§ Problem: In this exercise, print only the lines of the records below from the one with "Output the component" through the one with "border-l-[#7a7a7a] border-b-[#e8e8e8] border-r-[#e8e8e8]';", inclusive. Pictures are not part of the copy.

==== Data supplied

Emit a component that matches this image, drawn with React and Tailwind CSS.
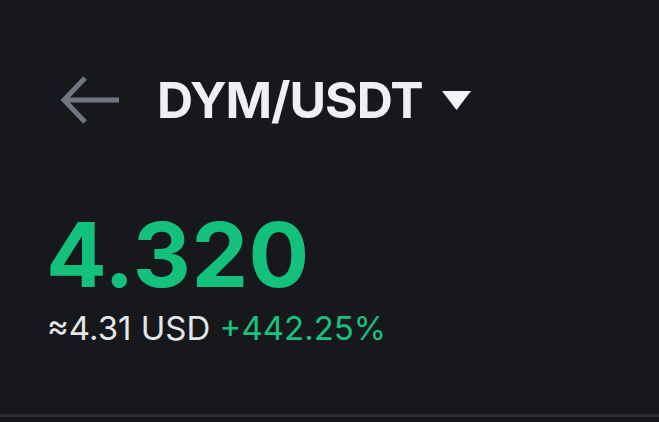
export default function App() {
  return (
    <div className="w-[659px] h-[422px] bg-[#17181c] flex flex-col overflow-hidden" style={{ fontFamily: 'Inter, "Noto Sans", sans-serif' }}>
      <div className="flex-1 flex flex-col pt-[76px]">
        <div className="flex items-center h-[48px] pl-[61px]">
          <svg width="58" height="48" viewBox="0 0 58 48" fill="none">
            <path d="M58 24H5M24 2L3 24L24 46" stroke="#6f7682" strokeWidth="5" strokeLinejoin="miter" />
          </svg>
          <span className="ml-[38px] text-[50px] font-bold leading-none text-[#eef0f3] tracking-[-1px]">DYM/USDT</span>
          <svg className="ml-[19px]" width="29" height="19" viewBox="0 0 29 19">
            <path d="M0 0H29L14.5 19Z" fill="#f3f4f6" />
          </svg>
        </div>
        <div className="pl-[46px] mt-[86px] text-[90px] font-bold leading-none text-[#13c07c] tracking-[0.5px]">4.320</div>
        <div className="pl-[47px] mt-[12px] text-[33px] leading-none tracking-[0px]">
          <span className="text-[#e3e5e8]">≈4.31 USD</span>
          <span className="text-[#17c17e]"> +442.25%</span>
        </div>
      </div>
      <div className="h-[3px] bg-[#2c2e33] mb-[5px]" />
    </div>
  );
}
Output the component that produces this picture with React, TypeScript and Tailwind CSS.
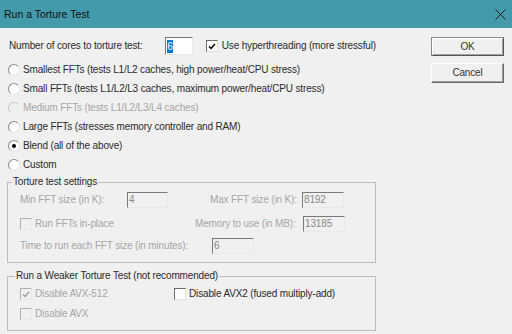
import React from 'react';

const sunken =
  'border border-t-[#7a7a7a] border-l-[#7a7a7a] border-b-[#e8e8e8] border-r-[#e8e8e8]';

function Radio({ checked = false, disabled = false }: { checked?: boolean; disabled?: boolean }) {
  return (
    <div
      className={`w-[12px] h-[12px] rounded-full border-[1.5px] flex items-center justify-center shrink-0 ${
        disabled
          ? 'bg-[#f0f0f0] border-t-[#c8c8c8] border-l-[#c8c8c8] border-b-[#ececec] border-r-[#ececec]'
          : 'bg-white border-t-[#8a8a8a] border-l-[#8a8a8a] border-b-[#e4e4e4] border-r-[#e4e4e4]'
      }`}
    >
      {checked && <div className="w-[4px] h-[4px] rounded-full bg-black" />}
    </div>
  );
}

function Check({ checked = false, disabled = false }: { checked?: boolean; disabled?: boolean }) {
  return (
    <div
      className={`w-[12px] h-[12px] shrink-0 flex items-center justify-center border ${
        disabled
          ? 'bg-[#f0f0f0] border-t-[#b0b0b0] border-l-[#b0b0b0] border-b-[#e8e8e8] border-r-[#e8e8e8]'
          : 'bg-white border-t-[#6a6a6a] border-l-[#6a6a6a] border-b-[#e0e0e0] border-r-[#e0e0e0]'
      }`}
    >
      {checked && (
        <svg width="8" height="7" viewBox="0 0 8 7">
          <path
            d="M1 3.5 L3 5.5 L7 1"
            fill="none"
            stroke={disabled ? '#a0a0a0' : '#000'}
            strokeWidth="1.5"
          />
        </svg>
      )}
    </div>
  );
}

function Field({ value, w }: { value: string; w: string }) {
  return (
    <div className={`${w} h-[16px] ${sunken} bg-[#f0f0f0] flex items-center pl-[1px] text-[#8a8a8a]`}>
      {value}
    </div>
  );
}

const radios: { label: string; checked?: boolean; disabled?: boolean }[] = [
  { label: 'Smallest FFTs (tests L1/L2 caches, high power/heat/CPU stress)' },
  { label: 'Small FFTs (tests L1/L2/L3 caches, maximum power/heat/CPU stress)' },
  { label: 'Medium FFTs (tests L1/L2/L3/L4 caches)', disabled: true },
  { label: 'Large FFTs (stresses memory controller and RAM)' },
  { label: 'Blend (all of the above)', checked: true },
  { label: 'Custom' },
];

export default function App() {
  return (
    <div className="w-[512px] h-[334px] bg-[#f0f0f0] overflow-hidden whitespace-nowrap font-['Liberation_Sans',Arial,sans-serif] text-[10px] tracking-[-0.15px] text-[#2a2a2a] leading-[12px]">
      {/* title bar */}
      <div className="h-[28px] bg-[#439aab] flex items-center justify-between pl-[4px] pr-[6px]">
        <span className="text-[10.5px] tracking-normal text-[#111]">Run a Torture Test</span>
        <svg width="11" height="11" viewBox="0 0 11 11">
          <path d="M0.5 0.5 L10.5 10.5 M10.5 0.5 L0.5 10.5" stroke="#1a1a1a" strokeWidth="1" />
        </svg>
      </div>

      <div className="flex">
        <div className="w-[376px] pl-[7px]">
          {/* cores row */}
          <div className="mt-[9px] h-[18px] flex items-center pl-[2px]">
            <span className="w-[156px]">Number of cores to torture test:</span>
            <div className={`w-[28px] h-[18px] ${sunken} bg-white flex items-center pl-[1px]`}>
              <span className="bg-[#0078d7] text-white px-[0.5px] leading-[13px]">6</span>
            </div>
            <div className="ml-[13px] flex items-center gap-[4px]">
              <Check checked />
              <span>Use hyperthreading (more stressful)</span>
            </div>
          </div>

          {/* FFT choices */}
          <div className="mt-[5px]">
            {radios.map((r) => (
              <div key={r.label} className="h-[19px] flex items-center pl-[1px] gap-[3px]">
                <Radio checked={r.checked} disabled={r.disabled} />
                <span className={r.disabled ? 'text-[#a6a6a6]' : ''}>{r.label}</span>
              </div>
            ))}
          </div>

          {/* torture test settings */}
          <fieldset className="mt-[2px] w-[369px] border border-[#bdbdbd] pl-[12px] pb-[8px]">
            <legend className="ml-[-8px] px-[1px] leading-[12px]">Torture test settings</legend>
            <div className="mt-[4px] h-[16px] flex items-center text-[#a6a6a6]">
              <span className="w-[107px]">Min FFT size (in K):</span>
              <Field value="4" w="w-[41px]" />
              <span className="ml-[42px] w-[92px]">Max FFT size (in K):</span>
              <Field value="8192" w="w-[42px]" />
            </div>
            <div className="mt-[8px] h-[16px] flex items-center text-[#a6a6a6]">
              <div className="w-[175px] flex items-center gap-[3px]">
                <Check disabled />
                <span>Run FFTs in-place</span>
              </div>
              <span className="w-[108px]">Memory to use (in MB):</span>
              <Field value="13185" w="w-[42px]" />
            </div>
            <div className="mt-[6px] h-[16px] flex items-center text-[#a6a6a6]">
              <span className="w-[192px]">Time to run each FFT size (in minutes):</span>
              <Field value="6" w="w-[42px]" />
            </div>
          </fieldset>

          {/* weaker test */}
          <fieldset className="mt-[7px] w-[369px] border border-[#bdbdbd] pl-[12px] pb-[9px]">
            <legend className="ml-[-5px] px-[1px] leading-[12px]">
              Run a Weaker Torture Test (not recommended)
            </legend>
            <div className="mt-[5px] h-[14px] flex items-center">
              <div className="w-[154px] flex items-center gap-[3px] text-[#a6a6a6]">
                <Check checked disabled />
                <span>Disable AVX-512</span>
              </div>
              <div className="flex items-center gap-[3px]">
                <Check />
                <span>Disable AVX2 (fused multiply-add)</span>
              </div>
            </div>
            <div className="mt-[6px] h-[14px] flex items-center gap-[3px] text-[#a6a6a6]">
              <Check disabled />
              <span>Disable AVX</span>
            </div>
          </fieldset>
        </div>

        {/* buttons */}
        <div className="ml-[55px] mt-[9px] flex flex-col gap-[7px]">
          <button className="w-[73px] h-[19px] border border-[#8a8a8a] border-r-[#555] border-b-[#555] bg-[#f0f0f0] shadow-[inset_1px_1px_0_#fff,inset_-1px_-1px_0_#a0a0a0] text-[#333]">
            OK
          </button>
          <button className="w-[73px] h-[20px] border border-t-[#fdfdfd] border-l-[#fdfdfd] border-b-[#6a6a6a] border-r-[#6a6a6a] bg-[#f0f0f0] shadow-[inset_-1px_-1px_0_#a0a0a0] text-[#333]">
            Cancel
          </button>
        </div>
      </div>
    </div>
  );
}
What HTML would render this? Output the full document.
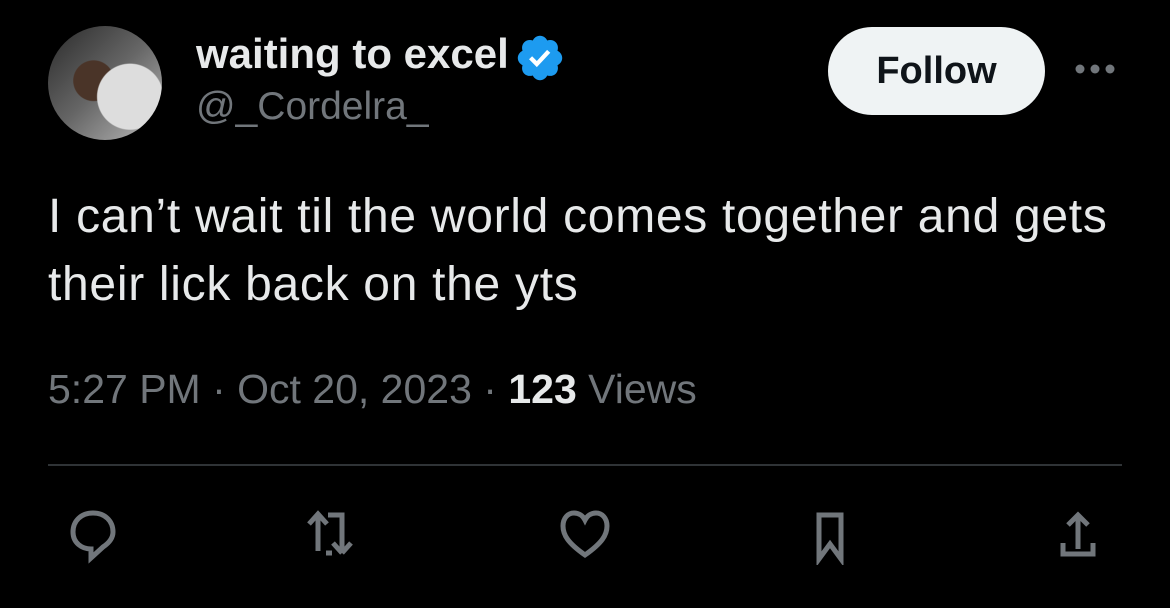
<!DOCTYPE html>
<html><head><style>
body{margin:0;width:1170px;height:608px;background:#000;font-family:"Liberation Sans",sans-serif;position:relative;overflow:hidden;color:#e7e9ea}
.a{position:absolute;white-space:nowrap}
</style></head><body>
<div class="a" style="left:48px;top:26px;width:114px;height:114px;border-radius:50%;background:radial-gradient(circle at 72% 62%,#ddd 0 30%,transparent 31%),radial-gradient(circle at 40% 48%,#4a3428 0 22%,transparent 23%),linear-gradient(135deg,#2a2a2a,#666 50%,#bbb);"></div>
<div class="a" style="left:196px;top:30px;font-size:42px;font-weight:bold;">waiting to excel</div>
<svg class="a" style="left:514px;top:32px" width="52" height="52" viewBox="0 0 24 24"><path fill="#1d9bf0" d="M22.25 12c0-1.43-.88-2.670-2.19-3.34.46-1.39.2-2.9-.81-3.91s-2.52-1.27-3.910-.81c-.66-1.31-1.910-2.19-3.34-2.19s-2.67.88-3.33 2.19c-1.4-.46-2.910-.2-3.920.81s-1.26 2.52-.8 3.910c-1.31.67-2.2 1.91-2.2 3.34s.89 2.670 2.2 3.34c-.46 1.39-.21 2.9.8 3.91s2.52 1.26 3.91.81c.67 1.31 1.91 2.19 3.34 2.19s2.68-.88 3.34-2.19c1.39.45 2.9.2 3.91-.81s1.27-2.52.81-3.91c1.31-.67 2.19-1.91 2.19-3.34z"/><path fill="#fff" d="M10.54 16.2l-3.6-3.6 1.42-1.42 2.18 2.19 4.73-5.14 1.48 1.36z"/></svg>
<div class="a" style="left:196px;top:85px;font-size:39px;color:#71767b;">@_Cordelra_</div>
<div class="a" style="left:828px;top:27px;width:217px;height:88px;border-radius:44px;background:#eff3f4;color:#0f1419;font-weight:bold;font-size:38px;line-height:88px;text-align:center">Follow</div>
<svg class="a" style="left:1074px;top:62px" width="46" height="14"><circle cx="6" cy="7" r="4.5" fill="#71767b"/><circle cx="21" cy="7" r="4.5" fill="#71767b"/><circle cx="36" cy="7" r="4.5" fill="#71767b"/></svg>
<div class="a" style="left:48px;top:183px;font-size:48px;line-height:68px;letter-spacing:0.7px">I can’t wait til the world comes together and gets<br>their lick back on the yts</div>
<div class="a" style="left:48px;top:366px;font-size:41px;color:#71767b;">5:27 PM · Oct 20, 2023 · <b style="color:#e7e9ea">123</b> Views</div>
<div class="a" style="left:48px;top:464px;width:1074px;height:2px;background:#2f3336"></div>
<svg class="a" style="left:60px;top:503px" width="1060" height="62" viewBox="0 0 1060 62" fill="none" stroke="#71767b" stroke-width="5">
<path d="M33 10c-12 0-20 8-20 19 0 11 9 17 18 17v9l12-11c6-4 10-9 10-15 0-11-8-19-20-19z"/>
<path d="M258 48V12M249 21l9-10 9 10M268 12h14v36M282 50l-9-10M282 50l9-10M272 50h-6"/>
<path d="M525 52C508 40 503 32 503 23c0-8 5-13 11-13 5 0 9 3 11 7 2-4 6-7 11-7 6 0 11 5 11 13 0 9-5 17-22 29z"/>
<path d="M759 56V12h22v44l-11-15z"/>
<path d="M1018 46V12M1008 22l10-10 10 10M1003 40v11h30V40"/>
</svg>
</body></html>
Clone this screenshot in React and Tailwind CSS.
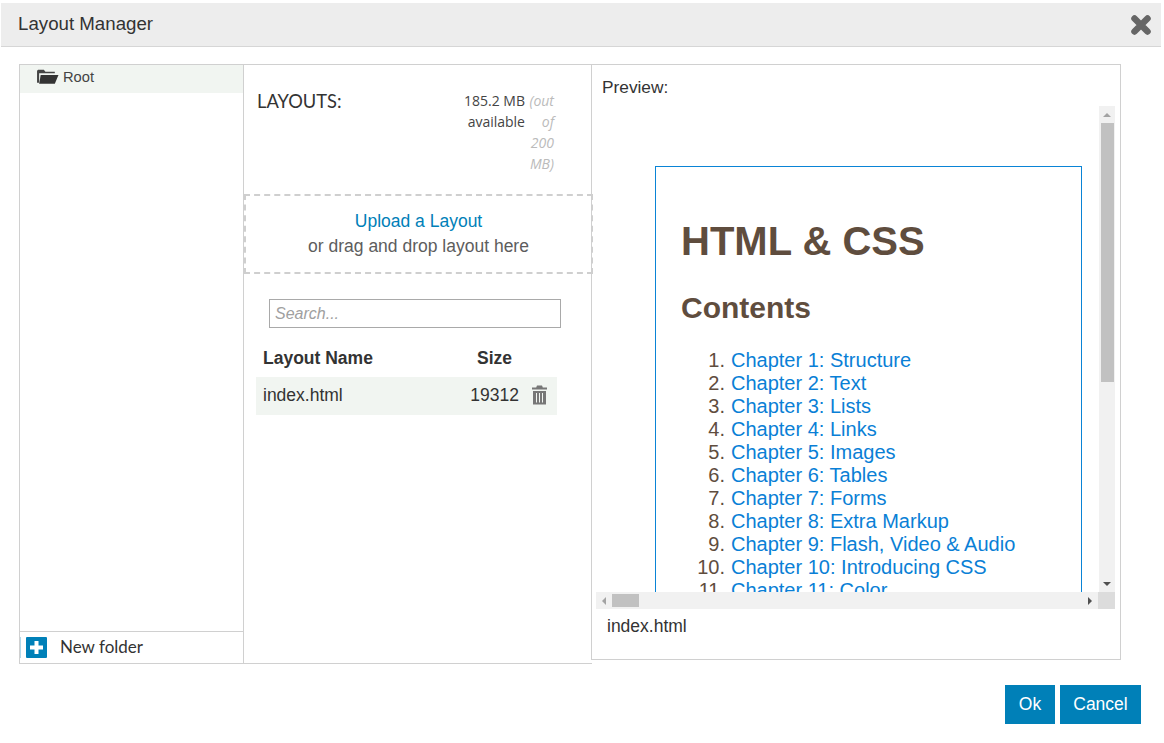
const chapters = [
    "Chapter 1: Structure",
    "Chapter 2: Text",
    "Chapter 3: Lists",
    "Chapter 4: Links",
    "Chapter 5: Images",
    "Chapter 6: Tables",
    "Chapter 7: Forms",
    "Chapter 8: Extra Markup",
    "Chapter 9: Flash, Video & Audio",
    "Chapter 10: Introducing CSS",
    "Chapter 11: Color",
];

function FolderOpen() {
    return (
        <svg width="23" height="17" viewBox="0 0 22 16" className="block">
            <path d="M1 2.5 L1 14 L3 14 L3 5 L18 5 L18 3.5 L9 3.5 L7.5 1.5 L2 1.5 Z" fill="#444" />
            <path d="M4.5 6.5 L21.5 6.5 L18 15 L3 15 Z" fill="#333" />
        </svg>
    );
}

function Arrow({ dir }) {
    const points = {
        up: "0,6 4,2 8,6",
        down: "0,2 8,2 4,6",
        left: "6,0 6,8 2,4",
        right: "2,0 2,8 6,4",
    };
    return (
        <svg width="8" height="8" viewBox="0 0 8 8" className="block">
            <polygon points={points[dir]} fill={dir === "up" || dir === "left" ? "#a3a3a3" : "#505050"} />
        </svg>
    );
}

function CloseIcon() {
    return (
        <svg width="22" height="22" viewBox="0 0 22 22" className="block">
            <path d="M4.5 4.5 L17.5 17.5 M17.5 4.5 L4.5 17.5" stroke="#666" strokeWidth="6.5" strokeLinecap="round" />
        </svg>
    );
}

function PlusIcon() {
    return (
        <svg width="21" height="21" viewBox="0 0 21 21" className="block">
            <rect width="21" height="21" rx="1" fill="#0080b8" />
            <path d="M10.5 4 V17 M4 10.5 H17" stroke="#fff" strokeWidth="4" />
        </svg>
    );
}

function TrashIcon() {
    return (
        <svg width="17" height="20" viewBox="0 0 17 20" className="block">
            <path d="M6 0.5 H11 L11.8 2.5 H16 V4.5 H1 V2.5 H5.2 Z" fill="#777" />
            <path d="M2 6 H15 V19.5 H2 Z" fill="#777" />
            <path d="M5.5 8 V17.5 M8.5 8 V17.5 M11.5 8 V17.5" stroke="#f1f5f1" strokeWidth="1" />
        </svg>
    );
}

function PreviewPane() {
    return (
        <div className="relative ml-[4px] mt-[8px] h-[503px] w-[519px] overflow-hidden">
            <div className="h-[486px] w-[503px] overflow-hidden pl-[59px] pt-[60px]">
                <div className="h-[600px] w-[427px] border border-[#0a84d6] pl-[25px] pt-[51px] font-['Liberation_Sans',sans-serif] text-[#5f4d3e]">
                    <h1 className="text-[40px] leading-[46px] font-bold">HTML &amp; CSS</h1>
                    <h2 className="mt-[26px] text-[30px] leading-[35px] font-bold">Contents</h2>
                    <ol className="mt-[24px] text-[20px] leading-[23px]">
                        {chapters.map((c, i) => (
                            <li key={c} className="flex">
                                <span className="w-[50px] pr-[6px] text-right">{i + 1}.</span>
                                <span className="text-[#0a7fd6]">{c}</span>
                            </li>
                        ))}
                    </ol>
                </div>
            </div>
            {/* scrollbars */}
            <div className="absolute right-0 top-0 flex h-[486px] w-[16px] flex-col items-center bg-[#f1f1f1]">
                <div className="flex h-[17px] items-center"><Arrow dir="up" /></div>
                <div className="h-[259px] w-[13px] bg-[#c1c1c1]" />
                <div className="mt-auto flex h-[17px] items-center"><Arrow dir="down" /></div>
            </div>
            <div className="absolute bottom-0 left-0 flex h-[17px] w-[519px] items-center bg-[#f1f1f1]">
                <div className="flex w-[16px] justify-center"><Arrow dir="left" /></div>
                <div className="h-[13px] w-[27px] bg-[#c1c1c1]" />
                <div className="ml-auto flex w-[16px] justify-center"><Arrow dir="right" /></div>
                <div className="h-[17px] w-[17px] bg-[#dcdcdc]" />
            </div>
        </div>
    );
}

export default function App() {
    return (
        <div className="h-[743px] w-[1164px] overflow-hidden bg-white pt-[3px] font-['Liberation_Sans',sans-serif]">
            <header className="ml-[1px] flex h-[44px] w-[1160px] items-center justify-between border-b border-[#d6d6d6] bg-[#ededed] pl-[17px] pr-[9px]">
                <span className="text-[18.7px] text-[#333]">Layout Manager</span>
                <CloseIcon />
            </header>

            <div className="ml-[19px] mt-[17px] flex items-start">
                <aside className="flex h-[600px] w-[225px] flex-col border border-[#d0d0d0]">
                    <div className="flex h-[28px] items-start bg-[#f1f5f1] pl-[16px] pt-[3px] text-[14.7px] leading-[18px] text-[#444]">
                        <FolderOpen />
                        <span className="ml-[4px]">Root</span>
                    </div>
                    <div className="mt-auto flex h-[32px] items-center border-t border-[#d0d0d0]">
                        <span className="h-[21px] w-[1px] bg-[#b5d9ea]" />
                        <span className="ml-[5px]"><PlusIcon /></span>
                        <span className="ml-[13px] pb-[2px] font-['Lato',sans-serif] text-[17px] text-[#333]">New folder</span>
                    </div>
                </aside>

                <section className="h-[600px] w-[348px] border-y border-[#d0d0d0]">
                    <div className="flex h-[129px] pl-[13px] pr-[38px] pt-[25px]">
                        <span className="pt-[1px] font-['Lato',sans-serif] text-[18.3px] leading-[21px] text-[#333]">LAYOUTS:</span>
                        <div className="ml-auto flex text-right text-[14px] leading-[21px]">
                            <span className="w-[71px] font-['Open_Sans',sans-serif] text-[#444]">185.2 MB available</span>
                            <span className="ml-[2px] w-[27px] font-['Open_Sans',sans-serif] italic text-[#bbb]">(out of 200 MB)</span>
                        </div>
                    </div>
                    <div className="relative z-10 flex h-[80px] w-[349px] flex-col items-center justify-center border-2 border-dashed border-[#cfcfcf] text-[17.5px] leading-[25px]">
                        <span className="text-[#0080b8]">Upload a Layout</span>
                        <span className="text-[#5d5d5d]">or drag and drop layout here</span>
                    </div>
                    <div className="ml-[25px] mt-[25px] flex h-[29px] w-[292px] items-center border border-[#a9a9a9] pl-[5px] text-[16px] italic text-[#a0a0a0]">
                        Search...
                    </div>
                    <div className="ml-[12px] mt-[13px] flex h-[35px] w-[301px] items-center pl-[7px] text-[17.5px] font-bold text-[#333]">
                        <span className="w-[214px]">Layout Name</span>
                        <span>Size</span>
                    </div>
                    <div className="ml-[12px] mt-[1px] flex h-[38px] w-[301px] items-center bg-[#f1f5f1] pb-[2px] pl-[7px] text-[17.5px] text-[#333]">
                        <span>index.html</span>
                        <span className="ml-auto">19312</span>
                        <span className="ml-[12px] mr-[9px] mb-[1px]"><TrashIcon /></span>
                    </div>
                </section>

                <section className="-ml-[1px] h-[596px] w-[530px] border border-[#d0d0d0]">
                    <div className="pl-[10px] pt-[11px] text-[17.3px] leading-[22px] text-[#333]">Preview:</div>
                    <PreviewPane />
                    <div className="pl-[15px] pt-[7px] text-[17.5px] leading-[20px] text-[#333]">index.html</div>
                </section>
            </div>

            <div className="mr-[23px] mt-[21px] flex justify-end gap-[5px] text-[17.5px] text-white">
                <button className="h-[39px] w-[50px] bg-[#0080b8]">Ok</button>
                <button className="h-[39px] w-[81px] bg-[#0080b8]">Cancel</button>
            </div>
        </div>
    );
}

========

§ Completed task:
Output the component that produces this picture with React, TypeScript and Tailwind CSS.
import React from 'react';

const sunken =
  'border border-t-[#7a7a7a] border-l-[#7a7a7a] border-b-[#e8e8e8] border-r-[#e8e8e8]';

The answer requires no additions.